**Written request**. Could you copy every line from the material below in which "index" appears?
------ Data ------
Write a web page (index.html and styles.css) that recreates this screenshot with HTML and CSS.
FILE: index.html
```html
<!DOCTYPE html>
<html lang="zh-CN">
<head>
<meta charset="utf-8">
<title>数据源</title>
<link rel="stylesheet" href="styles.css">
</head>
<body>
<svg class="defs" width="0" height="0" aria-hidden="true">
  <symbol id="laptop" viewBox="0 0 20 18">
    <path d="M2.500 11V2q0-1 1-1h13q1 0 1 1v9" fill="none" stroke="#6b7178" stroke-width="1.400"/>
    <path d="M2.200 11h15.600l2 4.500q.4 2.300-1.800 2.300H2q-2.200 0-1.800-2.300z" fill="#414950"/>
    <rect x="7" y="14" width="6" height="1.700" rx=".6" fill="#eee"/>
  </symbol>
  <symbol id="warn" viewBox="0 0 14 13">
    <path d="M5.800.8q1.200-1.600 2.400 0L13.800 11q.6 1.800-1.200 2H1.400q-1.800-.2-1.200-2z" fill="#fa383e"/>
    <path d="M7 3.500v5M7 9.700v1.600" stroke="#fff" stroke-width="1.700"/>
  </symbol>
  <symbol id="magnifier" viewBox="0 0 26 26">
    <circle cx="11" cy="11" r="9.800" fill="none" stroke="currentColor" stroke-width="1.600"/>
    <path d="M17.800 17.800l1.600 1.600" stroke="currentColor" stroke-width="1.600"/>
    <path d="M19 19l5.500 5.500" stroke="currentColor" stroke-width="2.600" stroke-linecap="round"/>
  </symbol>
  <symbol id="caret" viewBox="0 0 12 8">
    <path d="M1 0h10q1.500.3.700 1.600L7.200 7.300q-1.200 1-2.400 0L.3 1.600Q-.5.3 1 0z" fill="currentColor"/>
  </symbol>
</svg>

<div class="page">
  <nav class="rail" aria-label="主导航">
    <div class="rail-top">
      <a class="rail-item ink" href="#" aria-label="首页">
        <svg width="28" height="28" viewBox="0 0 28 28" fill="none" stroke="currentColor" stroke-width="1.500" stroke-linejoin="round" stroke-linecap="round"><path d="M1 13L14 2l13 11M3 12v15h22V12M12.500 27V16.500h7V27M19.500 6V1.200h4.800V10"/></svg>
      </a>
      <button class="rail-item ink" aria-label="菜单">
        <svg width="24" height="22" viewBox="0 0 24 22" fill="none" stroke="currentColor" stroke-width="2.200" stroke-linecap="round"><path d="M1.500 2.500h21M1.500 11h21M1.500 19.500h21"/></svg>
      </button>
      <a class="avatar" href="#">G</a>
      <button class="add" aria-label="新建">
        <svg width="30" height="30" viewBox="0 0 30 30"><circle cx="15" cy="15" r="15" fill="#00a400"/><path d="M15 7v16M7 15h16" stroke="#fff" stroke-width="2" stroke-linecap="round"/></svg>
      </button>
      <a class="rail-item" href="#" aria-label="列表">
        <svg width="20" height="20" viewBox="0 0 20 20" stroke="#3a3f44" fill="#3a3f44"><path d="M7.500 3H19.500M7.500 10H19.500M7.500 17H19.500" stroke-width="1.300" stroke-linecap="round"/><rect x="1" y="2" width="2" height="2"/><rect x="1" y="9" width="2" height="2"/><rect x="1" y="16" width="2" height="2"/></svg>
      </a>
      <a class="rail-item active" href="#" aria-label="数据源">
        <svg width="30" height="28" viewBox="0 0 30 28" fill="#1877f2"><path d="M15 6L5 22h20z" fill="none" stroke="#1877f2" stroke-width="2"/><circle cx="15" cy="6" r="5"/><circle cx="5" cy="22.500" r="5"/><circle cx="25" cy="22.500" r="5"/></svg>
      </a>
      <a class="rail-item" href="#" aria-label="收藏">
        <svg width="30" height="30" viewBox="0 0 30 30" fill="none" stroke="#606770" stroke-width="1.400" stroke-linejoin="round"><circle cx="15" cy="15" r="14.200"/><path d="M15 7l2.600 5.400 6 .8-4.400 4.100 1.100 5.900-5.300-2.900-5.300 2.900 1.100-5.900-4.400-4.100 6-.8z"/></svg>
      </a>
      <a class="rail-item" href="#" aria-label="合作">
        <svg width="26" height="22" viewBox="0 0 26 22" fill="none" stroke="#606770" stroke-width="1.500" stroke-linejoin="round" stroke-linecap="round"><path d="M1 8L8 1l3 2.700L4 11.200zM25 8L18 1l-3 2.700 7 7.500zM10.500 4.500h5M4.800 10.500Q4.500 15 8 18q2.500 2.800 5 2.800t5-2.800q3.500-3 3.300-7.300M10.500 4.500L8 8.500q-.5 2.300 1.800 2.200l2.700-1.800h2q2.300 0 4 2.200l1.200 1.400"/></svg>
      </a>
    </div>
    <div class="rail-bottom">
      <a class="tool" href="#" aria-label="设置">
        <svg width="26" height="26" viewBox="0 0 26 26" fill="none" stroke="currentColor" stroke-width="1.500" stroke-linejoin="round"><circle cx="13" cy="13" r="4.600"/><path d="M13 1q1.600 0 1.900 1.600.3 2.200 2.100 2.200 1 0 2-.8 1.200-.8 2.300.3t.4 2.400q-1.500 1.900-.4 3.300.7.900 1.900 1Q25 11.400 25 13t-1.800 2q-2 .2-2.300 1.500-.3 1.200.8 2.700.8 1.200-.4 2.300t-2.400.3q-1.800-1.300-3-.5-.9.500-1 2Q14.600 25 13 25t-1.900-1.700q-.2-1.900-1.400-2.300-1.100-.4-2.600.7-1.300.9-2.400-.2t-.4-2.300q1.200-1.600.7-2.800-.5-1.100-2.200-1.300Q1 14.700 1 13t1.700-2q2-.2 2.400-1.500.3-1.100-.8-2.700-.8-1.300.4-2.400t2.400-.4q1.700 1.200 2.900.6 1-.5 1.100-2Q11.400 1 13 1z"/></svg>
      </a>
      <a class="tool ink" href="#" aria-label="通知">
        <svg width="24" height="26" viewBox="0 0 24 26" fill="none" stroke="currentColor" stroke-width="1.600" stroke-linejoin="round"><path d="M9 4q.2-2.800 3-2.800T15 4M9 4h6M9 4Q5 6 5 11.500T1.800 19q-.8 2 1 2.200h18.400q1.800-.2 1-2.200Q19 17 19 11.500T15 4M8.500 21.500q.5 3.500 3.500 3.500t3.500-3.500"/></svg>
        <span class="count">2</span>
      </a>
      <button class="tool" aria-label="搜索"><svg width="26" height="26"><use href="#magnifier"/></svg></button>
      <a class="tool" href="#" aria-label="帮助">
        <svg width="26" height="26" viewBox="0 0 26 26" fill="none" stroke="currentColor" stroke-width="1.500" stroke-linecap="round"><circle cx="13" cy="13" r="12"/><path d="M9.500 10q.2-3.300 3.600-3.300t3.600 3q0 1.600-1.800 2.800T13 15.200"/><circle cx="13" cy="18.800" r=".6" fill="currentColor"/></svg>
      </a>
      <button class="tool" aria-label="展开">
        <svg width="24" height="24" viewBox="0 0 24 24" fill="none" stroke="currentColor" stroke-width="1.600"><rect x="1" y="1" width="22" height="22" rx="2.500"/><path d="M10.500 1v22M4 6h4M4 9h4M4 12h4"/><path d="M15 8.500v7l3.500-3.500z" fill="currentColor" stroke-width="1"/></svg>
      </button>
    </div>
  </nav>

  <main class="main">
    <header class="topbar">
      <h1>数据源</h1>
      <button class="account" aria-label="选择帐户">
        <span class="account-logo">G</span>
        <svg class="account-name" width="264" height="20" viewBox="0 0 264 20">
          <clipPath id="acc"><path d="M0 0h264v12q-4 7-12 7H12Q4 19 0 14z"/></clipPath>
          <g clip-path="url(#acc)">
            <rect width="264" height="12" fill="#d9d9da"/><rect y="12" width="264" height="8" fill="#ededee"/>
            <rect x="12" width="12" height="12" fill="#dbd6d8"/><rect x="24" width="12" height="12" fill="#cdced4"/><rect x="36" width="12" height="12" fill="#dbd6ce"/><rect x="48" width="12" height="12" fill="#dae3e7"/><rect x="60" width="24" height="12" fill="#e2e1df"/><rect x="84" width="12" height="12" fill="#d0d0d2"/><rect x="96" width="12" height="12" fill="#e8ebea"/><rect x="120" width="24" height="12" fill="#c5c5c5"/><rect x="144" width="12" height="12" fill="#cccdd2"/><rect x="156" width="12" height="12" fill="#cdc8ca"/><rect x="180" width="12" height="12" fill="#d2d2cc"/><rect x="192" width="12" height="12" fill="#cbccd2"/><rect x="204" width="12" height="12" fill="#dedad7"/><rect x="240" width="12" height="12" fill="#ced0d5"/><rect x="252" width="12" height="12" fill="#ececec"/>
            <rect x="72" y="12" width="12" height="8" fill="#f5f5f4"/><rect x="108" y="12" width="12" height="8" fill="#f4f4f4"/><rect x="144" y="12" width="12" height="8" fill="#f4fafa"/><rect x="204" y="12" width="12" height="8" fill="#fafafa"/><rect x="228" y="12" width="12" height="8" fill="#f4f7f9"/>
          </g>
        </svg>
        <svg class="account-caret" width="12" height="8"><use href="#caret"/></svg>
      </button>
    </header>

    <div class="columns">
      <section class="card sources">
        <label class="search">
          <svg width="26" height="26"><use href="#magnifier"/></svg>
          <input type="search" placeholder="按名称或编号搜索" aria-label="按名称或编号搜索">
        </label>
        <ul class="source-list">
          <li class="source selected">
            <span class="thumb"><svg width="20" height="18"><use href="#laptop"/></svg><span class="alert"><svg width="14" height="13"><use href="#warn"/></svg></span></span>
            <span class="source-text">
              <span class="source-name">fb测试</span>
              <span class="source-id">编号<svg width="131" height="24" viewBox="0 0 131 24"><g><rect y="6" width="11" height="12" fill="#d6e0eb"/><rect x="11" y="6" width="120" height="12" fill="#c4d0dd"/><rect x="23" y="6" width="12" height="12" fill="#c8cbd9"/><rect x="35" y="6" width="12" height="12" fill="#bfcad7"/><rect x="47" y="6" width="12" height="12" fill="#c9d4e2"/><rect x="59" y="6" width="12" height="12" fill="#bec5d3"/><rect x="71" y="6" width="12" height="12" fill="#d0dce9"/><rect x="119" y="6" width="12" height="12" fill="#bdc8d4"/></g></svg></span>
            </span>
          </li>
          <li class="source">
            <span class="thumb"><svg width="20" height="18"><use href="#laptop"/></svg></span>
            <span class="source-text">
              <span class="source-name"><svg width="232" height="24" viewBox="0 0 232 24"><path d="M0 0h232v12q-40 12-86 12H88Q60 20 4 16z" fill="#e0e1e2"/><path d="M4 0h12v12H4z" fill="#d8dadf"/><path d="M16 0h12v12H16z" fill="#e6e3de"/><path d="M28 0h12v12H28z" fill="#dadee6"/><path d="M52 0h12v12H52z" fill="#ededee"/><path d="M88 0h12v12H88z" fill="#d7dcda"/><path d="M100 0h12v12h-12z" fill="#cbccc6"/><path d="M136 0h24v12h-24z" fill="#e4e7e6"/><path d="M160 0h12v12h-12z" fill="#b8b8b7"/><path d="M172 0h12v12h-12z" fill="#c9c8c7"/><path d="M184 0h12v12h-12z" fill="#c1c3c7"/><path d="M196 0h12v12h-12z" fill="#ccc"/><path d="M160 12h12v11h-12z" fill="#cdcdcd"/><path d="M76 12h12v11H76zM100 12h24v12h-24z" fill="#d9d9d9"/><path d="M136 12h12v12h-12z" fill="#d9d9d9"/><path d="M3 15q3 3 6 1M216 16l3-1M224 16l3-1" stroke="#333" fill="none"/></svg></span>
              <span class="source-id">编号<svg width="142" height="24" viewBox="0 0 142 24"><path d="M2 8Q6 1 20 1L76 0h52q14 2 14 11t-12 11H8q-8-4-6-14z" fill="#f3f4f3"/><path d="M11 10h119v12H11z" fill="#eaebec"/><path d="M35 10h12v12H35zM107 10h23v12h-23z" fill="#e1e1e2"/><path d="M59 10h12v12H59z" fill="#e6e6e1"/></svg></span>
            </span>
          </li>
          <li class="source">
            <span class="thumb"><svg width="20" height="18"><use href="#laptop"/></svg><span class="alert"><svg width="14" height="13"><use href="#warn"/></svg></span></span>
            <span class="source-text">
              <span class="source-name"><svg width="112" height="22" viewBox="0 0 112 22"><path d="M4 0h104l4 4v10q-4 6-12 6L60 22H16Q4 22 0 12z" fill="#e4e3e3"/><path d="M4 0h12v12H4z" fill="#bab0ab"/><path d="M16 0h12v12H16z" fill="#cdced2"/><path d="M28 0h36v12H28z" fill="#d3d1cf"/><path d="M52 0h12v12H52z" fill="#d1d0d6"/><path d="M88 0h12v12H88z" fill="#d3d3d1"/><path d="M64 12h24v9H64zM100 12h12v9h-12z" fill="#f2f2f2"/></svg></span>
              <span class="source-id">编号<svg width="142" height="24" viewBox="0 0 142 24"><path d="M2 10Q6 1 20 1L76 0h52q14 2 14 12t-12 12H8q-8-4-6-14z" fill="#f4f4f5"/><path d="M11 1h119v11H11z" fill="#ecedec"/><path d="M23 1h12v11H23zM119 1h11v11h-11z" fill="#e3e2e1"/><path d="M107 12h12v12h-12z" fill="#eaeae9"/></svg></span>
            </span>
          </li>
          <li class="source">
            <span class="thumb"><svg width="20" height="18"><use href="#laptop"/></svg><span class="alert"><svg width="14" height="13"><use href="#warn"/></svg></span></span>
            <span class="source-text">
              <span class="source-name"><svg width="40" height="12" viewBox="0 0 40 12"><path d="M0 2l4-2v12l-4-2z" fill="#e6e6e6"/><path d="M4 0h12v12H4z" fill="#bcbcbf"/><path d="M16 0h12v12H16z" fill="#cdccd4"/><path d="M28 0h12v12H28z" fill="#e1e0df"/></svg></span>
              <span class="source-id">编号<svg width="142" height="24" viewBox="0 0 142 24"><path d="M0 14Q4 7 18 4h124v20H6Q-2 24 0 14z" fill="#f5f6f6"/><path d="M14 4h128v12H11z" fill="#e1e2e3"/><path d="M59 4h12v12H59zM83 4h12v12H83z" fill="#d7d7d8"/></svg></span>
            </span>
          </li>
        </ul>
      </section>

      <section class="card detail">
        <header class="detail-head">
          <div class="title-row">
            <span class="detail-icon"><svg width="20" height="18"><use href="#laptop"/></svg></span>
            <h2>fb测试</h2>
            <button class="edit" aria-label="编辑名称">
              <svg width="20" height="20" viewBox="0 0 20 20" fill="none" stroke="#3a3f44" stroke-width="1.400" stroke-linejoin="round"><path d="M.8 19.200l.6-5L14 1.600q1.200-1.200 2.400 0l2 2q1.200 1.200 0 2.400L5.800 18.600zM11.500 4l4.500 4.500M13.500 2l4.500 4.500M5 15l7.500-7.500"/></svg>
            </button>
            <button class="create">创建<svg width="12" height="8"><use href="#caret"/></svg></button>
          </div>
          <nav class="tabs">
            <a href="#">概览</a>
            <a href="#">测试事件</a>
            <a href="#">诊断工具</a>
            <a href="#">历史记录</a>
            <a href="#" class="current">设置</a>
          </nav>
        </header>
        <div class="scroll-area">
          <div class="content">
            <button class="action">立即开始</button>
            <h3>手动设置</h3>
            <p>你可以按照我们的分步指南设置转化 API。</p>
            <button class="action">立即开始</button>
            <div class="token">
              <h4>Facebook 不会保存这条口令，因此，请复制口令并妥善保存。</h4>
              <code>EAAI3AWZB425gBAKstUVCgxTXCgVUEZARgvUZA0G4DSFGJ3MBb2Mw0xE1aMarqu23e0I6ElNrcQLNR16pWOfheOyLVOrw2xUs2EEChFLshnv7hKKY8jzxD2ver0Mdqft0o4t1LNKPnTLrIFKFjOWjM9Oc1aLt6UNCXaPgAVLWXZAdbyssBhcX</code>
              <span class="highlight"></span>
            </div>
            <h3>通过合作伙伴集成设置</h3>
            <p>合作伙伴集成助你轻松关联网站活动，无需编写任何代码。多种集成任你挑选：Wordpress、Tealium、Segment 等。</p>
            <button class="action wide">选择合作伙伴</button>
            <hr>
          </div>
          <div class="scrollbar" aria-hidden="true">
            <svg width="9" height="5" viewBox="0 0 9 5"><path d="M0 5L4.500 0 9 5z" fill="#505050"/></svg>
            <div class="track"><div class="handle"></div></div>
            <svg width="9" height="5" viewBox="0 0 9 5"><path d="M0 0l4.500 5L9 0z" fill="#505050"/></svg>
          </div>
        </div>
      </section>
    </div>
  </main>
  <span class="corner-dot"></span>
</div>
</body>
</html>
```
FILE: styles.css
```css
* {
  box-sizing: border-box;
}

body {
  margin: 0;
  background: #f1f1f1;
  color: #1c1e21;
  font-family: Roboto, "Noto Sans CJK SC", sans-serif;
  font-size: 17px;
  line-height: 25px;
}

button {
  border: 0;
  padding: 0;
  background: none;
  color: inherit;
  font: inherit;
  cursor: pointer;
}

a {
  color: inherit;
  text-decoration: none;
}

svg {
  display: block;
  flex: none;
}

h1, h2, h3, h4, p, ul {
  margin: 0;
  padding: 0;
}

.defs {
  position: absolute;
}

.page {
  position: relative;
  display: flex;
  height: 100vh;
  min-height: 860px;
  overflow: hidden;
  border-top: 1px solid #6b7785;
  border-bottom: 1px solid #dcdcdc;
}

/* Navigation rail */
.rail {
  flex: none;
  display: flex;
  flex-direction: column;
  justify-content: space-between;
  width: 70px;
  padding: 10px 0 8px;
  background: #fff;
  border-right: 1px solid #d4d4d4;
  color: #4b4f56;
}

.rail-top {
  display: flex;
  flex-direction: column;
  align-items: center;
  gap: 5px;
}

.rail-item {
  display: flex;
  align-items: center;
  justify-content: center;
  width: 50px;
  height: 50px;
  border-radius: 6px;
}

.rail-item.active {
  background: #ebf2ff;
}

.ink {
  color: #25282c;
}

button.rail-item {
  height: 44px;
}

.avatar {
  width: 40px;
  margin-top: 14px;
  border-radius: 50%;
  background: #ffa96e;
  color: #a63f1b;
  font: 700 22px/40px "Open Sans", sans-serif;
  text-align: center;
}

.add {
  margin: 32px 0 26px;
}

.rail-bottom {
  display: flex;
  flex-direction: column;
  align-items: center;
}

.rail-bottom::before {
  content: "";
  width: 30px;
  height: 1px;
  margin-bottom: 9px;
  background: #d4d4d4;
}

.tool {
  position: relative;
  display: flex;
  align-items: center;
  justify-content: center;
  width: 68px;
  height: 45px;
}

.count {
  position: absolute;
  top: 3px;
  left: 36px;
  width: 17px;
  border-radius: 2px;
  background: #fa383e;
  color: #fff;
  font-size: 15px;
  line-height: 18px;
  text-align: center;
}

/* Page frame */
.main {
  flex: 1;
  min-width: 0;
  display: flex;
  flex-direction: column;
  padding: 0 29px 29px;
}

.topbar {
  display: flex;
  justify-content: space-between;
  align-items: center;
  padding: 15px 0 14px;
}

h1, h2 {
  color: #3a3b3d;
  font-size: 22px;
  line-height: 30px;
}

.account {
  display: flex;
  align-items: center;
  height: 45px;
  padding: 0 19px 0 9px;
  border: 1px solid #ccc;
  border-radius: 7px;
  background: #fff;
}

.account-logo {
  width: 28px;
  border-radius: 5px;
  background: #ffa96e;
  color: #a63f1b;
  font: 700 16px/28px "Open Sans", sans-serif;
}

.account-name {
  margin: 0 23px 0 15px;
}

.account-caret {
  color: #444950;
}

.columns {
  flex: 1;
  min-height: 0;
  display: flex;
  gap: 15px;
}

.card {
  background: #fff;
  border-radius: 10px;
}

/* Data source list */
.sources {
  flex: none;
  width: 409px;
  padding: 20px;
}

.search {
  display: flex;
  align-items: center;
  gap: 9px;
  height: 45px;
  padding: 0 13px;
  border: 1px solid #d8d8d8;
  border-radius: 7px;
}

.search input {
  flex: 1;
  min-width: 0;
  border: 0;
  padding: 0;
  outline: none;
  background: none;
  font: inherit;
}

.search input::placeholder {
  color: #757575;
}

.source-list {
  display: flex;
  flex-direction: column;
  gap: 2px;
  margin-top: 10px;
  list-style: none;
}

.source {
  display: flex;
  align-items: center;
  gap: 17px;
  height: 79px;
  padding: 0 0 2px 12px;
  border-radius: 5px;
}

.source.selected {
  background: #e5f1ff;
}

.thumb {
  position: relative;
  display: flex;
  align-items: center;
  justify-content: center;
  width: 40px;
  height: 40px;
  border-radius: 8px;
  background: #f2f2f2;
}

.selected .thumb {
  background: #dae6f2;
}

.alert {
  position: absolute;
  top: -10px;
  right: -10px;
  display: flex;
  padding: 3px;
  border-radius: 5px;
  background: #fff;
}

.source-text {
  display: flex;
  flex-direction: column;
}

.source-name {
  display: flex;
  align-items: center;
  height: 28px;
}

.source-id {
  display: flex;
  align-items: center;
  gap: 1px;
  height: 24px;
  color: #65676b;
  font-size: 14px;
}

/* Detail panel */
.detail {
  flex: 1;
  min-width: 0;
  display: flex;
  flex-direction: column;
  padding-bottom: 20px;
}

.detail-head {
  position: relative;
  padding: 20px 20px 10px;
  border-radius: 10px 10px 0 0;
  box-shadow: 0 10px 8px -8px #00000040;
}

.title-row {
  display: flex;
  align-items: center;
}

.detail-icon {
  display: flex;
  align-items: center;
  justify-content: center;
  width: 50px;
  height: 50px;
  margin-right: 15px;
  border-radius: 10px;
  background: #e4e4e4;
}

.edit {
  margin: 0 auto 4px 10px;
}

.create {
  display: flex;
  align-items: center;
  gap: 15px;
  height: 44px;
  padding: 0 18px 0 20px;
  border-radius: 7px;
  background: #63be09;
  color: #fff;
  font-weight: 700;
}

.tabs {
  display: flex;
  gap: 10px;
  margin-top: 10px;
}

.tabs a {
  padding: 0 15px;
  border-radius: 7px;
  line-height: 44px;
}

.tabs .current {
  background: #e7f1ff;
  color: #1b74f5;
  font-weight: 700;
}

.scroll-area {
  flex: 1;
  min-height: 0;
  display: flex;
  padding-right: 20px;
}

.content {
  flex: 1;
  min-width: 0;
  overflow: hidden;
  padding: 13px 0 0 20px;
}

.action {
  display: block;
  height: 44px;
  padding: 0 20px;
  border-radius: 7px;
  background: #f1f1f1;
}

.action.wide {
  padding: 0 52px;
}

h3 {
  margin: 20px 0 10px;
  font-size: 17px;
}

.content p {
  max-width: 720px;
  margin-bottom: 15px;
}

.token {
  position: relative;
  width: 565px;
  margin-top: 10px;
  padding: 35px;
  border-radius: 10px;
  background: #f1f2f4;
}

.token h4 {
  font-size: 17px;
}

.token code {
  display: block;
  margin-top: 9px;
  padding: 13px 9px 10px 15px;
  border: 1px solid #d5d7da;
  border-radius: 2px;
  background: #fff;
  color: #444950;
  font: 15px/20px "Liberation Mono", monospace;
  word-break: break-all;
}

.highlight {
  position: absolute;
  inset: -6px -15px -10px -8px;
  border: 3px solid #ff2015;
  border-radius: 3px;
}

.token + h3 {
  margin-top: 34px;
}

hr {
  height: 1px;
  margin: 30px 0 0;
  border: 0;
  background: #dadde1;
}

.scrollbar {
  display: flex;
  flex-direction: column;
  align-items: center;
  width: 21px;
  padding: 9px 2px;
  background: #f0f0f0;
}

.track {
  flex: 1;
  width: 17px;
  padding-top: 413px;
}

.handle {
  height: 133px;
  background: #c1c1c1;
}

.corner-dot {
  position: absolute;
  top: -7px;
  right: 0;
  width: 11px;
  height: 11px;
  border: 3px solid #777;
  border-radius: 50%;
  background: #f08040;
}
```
------
**Result of this exercise**.
Write a web page (index.html and styles.css) that recreates this screenshot with HTML and CSS.
FILE: index.html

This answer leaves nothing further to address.